WHAT IS BEING ASKED ->
Answer with nothing but a number: how many lines include the word "screenshot"?

PROVIDED INFORMATION ->
··········
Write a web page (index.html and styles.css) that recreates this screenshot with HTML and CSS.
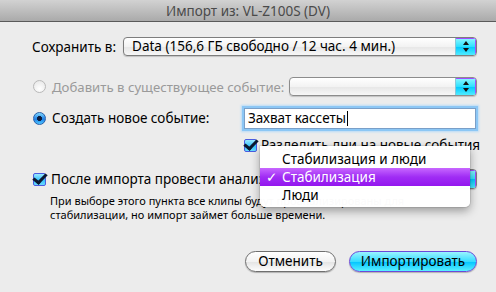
··········
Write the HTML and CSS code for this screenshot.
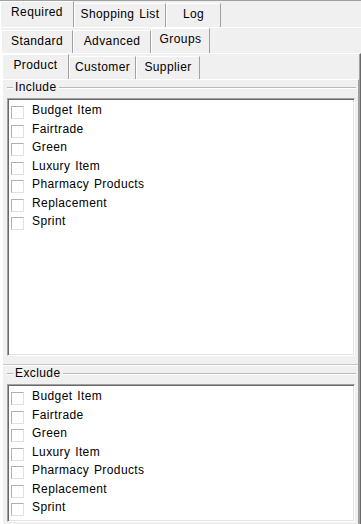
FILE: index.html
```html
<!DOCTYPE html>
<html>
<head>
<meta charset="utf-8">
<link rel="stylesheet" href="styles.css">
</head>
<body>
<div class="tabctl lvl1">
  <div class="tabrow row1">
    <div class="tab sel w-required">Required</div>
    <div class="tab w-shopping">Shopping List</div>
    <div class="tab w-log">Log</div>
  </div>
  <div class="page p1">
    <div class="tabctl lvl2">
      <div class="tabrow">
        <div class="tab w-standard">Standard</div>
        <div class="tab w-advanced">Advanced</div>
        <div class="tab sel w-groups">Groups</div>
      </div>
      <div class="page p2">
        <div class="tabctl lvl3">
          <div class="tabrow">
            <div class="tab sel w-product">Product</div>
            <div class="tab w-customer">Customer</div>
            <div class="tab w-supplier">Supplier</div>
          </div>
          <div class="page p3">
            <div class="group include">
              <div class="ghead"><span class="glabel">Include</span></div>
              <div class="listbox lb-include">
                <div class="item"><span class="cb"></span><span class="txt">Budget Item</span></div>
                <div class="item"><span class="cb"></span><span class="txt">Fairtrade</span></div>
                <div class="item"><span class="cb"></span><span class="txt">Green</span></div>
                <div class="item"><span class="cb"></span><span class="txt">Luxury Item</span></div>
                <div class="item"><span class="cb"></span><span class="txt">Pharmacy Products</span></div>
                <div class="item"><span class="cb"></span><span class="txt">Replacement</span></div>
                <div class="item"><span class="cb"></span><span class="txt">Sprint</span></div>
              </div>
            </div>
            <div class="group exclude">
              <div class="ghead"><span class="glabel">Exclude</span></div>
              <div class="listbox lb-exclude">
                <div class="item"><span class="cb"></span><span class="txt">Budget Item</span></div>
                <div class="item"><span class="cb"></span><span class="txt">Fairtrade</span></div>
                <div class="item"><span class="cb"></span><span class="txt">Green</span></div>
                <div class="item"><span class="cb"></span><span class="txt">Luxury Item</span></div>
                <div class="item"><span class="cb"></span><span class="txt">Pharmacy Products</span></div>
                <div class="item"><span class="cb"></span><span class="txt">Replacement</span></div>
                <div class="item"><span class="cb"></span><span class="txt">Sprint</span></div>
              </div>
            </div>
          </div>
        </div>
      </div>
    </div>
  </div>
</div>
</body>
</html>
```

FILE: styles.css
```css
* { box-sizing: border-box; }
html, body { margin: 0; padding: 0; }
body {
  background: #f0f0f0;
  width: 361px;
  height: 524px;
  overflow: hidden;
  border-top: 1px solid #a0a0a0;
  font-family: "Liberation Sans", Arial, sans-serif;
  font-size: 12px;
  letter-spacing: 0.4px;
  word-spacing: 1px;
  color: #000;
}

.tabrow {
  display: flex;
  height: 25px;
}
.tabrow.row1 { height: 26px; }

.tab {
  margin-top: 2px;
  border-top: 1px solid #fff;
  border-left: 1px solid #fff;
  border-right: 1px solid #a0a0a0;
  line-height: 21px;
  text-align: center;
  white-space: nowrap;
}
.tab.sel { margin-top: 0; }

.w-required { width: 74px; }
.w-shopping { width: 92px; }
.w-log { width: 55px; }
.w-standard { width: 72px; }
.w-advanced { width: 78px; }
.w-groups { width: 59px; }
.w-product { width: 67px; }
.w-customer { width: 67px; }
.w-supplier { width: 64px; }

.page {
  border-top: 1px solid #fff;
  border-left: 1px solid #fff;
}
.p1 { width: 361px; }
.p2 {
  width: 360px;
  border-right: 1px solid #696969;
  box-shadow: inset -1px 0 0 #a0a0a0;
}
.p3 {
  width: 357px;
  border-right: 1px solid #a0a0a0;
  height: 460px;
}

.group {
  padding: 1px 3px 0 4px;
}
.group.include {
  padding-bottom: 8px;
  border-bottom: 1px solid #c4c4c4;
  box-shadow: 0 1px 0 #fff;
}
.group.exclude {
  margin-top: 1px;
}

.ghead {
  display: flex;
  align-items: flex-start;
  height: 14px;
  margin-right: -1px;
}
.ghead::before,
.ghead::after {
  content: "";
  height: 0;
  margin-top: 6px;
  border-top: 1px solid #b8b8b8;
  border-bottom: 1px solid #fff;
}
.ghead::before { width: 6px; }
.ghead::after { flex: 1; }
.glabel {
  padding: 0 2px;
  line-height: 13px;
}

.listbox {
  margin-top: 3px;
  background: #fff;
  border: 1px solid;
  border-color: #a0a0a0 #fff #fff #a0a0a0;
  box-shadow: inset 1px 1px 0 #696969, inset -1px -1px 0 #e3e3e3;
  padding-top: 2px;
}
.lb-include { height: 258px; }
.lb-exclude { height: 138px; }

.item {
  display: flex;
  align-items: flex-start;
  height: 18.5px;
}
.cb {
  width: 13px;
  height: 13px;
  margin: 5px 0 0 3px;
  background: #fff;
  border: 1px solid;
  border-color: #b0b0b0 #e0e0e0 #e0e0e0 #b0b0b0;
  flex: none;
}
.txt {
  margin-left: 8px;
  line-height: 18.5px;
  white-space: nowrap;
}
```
··········
EXERCISE ANSWER ->
2